Midgap States in Antiferromagnetic Heisenberg Chains with a Staggered Field

We study low-energy excitations in antiferromagnetic Heisenberg chains with a staggered field which splits the spectrum into a longitudinal and a transverse branch. Bound states are found to exist inside the field induced gap in both branches. They originate from the edge effects and are inherent to spin-chain materials.

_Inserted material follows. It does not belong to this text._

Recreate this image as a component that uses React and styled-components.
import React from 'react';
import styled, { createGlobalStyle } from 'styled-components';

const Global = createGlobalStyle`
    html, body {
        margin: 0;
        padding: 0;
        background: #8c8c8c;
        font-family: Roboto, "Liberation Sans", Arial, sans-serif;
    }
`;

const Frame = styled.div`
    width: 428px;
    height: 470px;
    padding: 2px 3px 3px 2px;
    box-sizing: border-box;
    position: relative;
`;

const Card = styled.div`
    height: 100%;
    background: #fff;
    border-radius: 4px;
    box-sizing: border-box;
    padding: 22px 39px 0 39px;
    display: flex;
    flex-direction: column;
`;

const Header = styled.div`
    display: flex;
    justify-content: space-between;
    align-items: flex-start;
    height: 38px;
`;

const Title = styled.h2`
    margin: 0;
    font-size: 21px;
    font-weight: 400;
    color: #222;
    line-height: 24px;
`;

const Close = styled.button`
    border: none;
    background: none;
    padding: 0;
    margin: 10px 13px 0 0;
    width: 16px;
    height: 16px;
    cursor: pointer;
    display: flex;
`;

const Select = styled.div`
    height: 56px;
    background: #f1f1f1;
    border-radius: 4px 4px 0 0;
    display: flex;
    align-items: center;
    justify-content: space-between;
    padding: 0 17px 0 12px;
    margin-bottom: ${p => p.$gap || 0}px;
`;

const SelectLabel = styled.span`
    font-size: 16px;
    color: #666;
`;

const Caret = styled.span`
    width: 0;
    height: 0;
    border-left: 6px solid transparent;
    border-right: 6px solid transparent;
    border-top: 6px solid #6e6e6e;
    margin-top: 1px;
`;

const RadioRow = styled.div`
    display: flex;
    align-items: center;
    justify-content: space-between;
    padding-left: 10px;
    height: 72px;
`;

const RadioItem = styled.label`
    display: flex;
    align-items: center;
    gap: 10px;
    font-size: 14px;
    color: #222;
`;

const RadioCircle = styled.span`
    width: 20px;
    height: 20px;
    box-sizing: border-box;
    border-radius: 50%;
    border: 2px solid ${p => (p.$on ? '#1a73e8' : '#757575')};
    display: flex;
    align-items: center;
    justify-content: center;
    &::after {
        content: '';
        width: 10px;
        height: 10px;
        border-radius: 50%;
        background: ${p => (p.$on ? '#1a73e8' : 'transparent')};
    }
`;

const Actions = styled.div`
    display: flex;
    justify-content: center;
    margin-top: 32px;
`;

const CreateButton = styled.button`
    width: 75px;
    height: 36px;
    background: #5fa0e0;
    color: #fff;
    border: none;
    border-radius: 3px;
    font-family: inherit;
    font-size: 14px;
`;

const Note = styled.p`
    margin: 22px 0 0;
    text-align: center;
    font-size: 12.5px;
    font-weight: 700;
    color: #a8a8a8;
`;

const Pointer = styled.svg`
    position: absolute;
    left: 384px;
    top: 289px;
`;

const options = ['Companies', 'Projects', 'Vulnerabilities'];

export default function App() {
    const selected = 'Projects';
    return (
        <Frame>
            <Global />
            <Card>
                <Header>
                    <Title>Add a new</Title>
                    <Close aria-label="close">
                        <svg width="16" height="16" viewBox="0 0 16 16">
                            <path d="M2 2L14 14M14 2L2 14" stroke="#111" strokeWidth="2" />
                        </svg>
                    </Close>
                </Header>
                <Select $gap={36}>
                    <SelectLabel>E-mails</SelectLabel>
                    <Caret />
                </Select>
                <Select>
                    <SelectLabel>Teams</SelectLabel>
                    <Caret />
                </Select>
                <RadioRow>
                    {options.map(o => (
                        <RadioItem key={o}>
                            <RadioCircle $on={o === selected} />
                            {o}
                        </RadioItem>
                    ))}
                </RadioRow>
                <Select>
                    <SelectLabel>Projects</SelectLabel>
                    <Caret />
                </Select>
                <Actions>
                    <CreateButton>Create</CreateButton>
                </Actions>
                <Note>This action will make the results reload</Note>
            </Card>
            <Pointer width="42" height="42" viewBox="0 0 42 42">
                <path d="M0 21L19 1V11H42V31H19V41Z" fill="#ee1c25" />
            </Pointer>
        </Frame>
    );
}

The sine-Gordon scaling $h_s^{2/3}|\log h_s{|}^{1/6}$ ($h_s$, the staggered field) provides an accurate description for the gap and midgap energies in the transverse branch for $S=1/2$ and the midgap energies in both branches for $S=3/2$ over a wide range of magnetic field; however, it can fit other low-energy excitations only at much lower field. Moreover, the integer-spin $S=1$ chain displays scaling behavior that does not fit this scaling law. These results reveal intriguing features of magnetic excitations in spin-chain materials that deserve further investigation.

Figure 1

The staggered field dependence of the transverse and longitudinal gaps (${\Delta }_T$, solid circles; ${\Delta }_L$, solid triangles) and the midgap-state energies (${\Delta }_T^m$, open circles; ${\Delta }_L^m$, open squares) for the spin-$1/2$ chain. The lines are fittings to the $h_s^{2/3}|\log h_s{|}^{1/6}$ scaling behavior anticipated from the conformal field theory [4]. The slopes of the plots which determine, up to log corrections, the scaling exponents of the leading order term are shown in the inset with the same axis labels, in the logarithmic scale. Data show a common scaling exponent of $\gamma =2/3$ when the field is not too high.

Figure 2

The excitation energies versus $1/L$ for several lowest states of the spin-$1/2$ chain labeled by $S_{\alpha }^{S_{\mathrm{tot}}}$ (upper panel) and $S_{\alpha }^{S_{\mathrm{tot}}}(|S_{\mathrm{tot}}^z|)$ (lower panel) $[\alpha =A,B,C]$. They all scale to zero as $L\to \infty$ at $h_s=0$. At finite $h_s$ ($h_s=0.05$ shown), they split into a longitudinal (lines) and a transverse (symbols) branch with distinct gap and midgap states [$S_A^1(1)\to {\Delta }_T^m$, $S_B^1(1),S_C^1(1)\to {\Delta }_T$, $S_A^1(0),S_B^1(0)\to {\Delta }_L^m$, and $S_C^1(0)\to {\Delta }_L$; see text for details].

Figure 3

The staggered field dependence of the transverse and longitudinal gaps (${\Delta }_T$, solid circles; ${\Delta }_L$, solid squares) and the midgaps (${\Delta }_T^m$, open circles, $|S_{\mathrm{tot}}^z|=1$; ${\Delta }_L^m$, open squares, $S_{\mathrm{tot}}^z=0$; down-pointing triangles, $S_{\mathrm{tot}}^z=0$; diamonds, $S_{\mathrm{tot}}^z=0$; up-pointing triangles, $|S_{\mathrm{tot}}^z|=2$) in the spin-1 chain. The lines are a guide to the eyes only. The midgap states falling off from the longitudinal continuum are not connected by lines for clarity.

Figure 4

The staggered field dependence of the transverse and longitudinal gaps (${\Delta }_T$, solid circles; ${\Delta }_L$, solid squares) and the corresponding lower midgap-state energies (${\Delta }_T^m$, open circles; ${\Delta }_L^m$, open triangles) in the spin-$3/2$ chain. The lines are fittings to $h_s^{2/3}|\log h_s{|}^{1/6}$ for these low-energy excitations.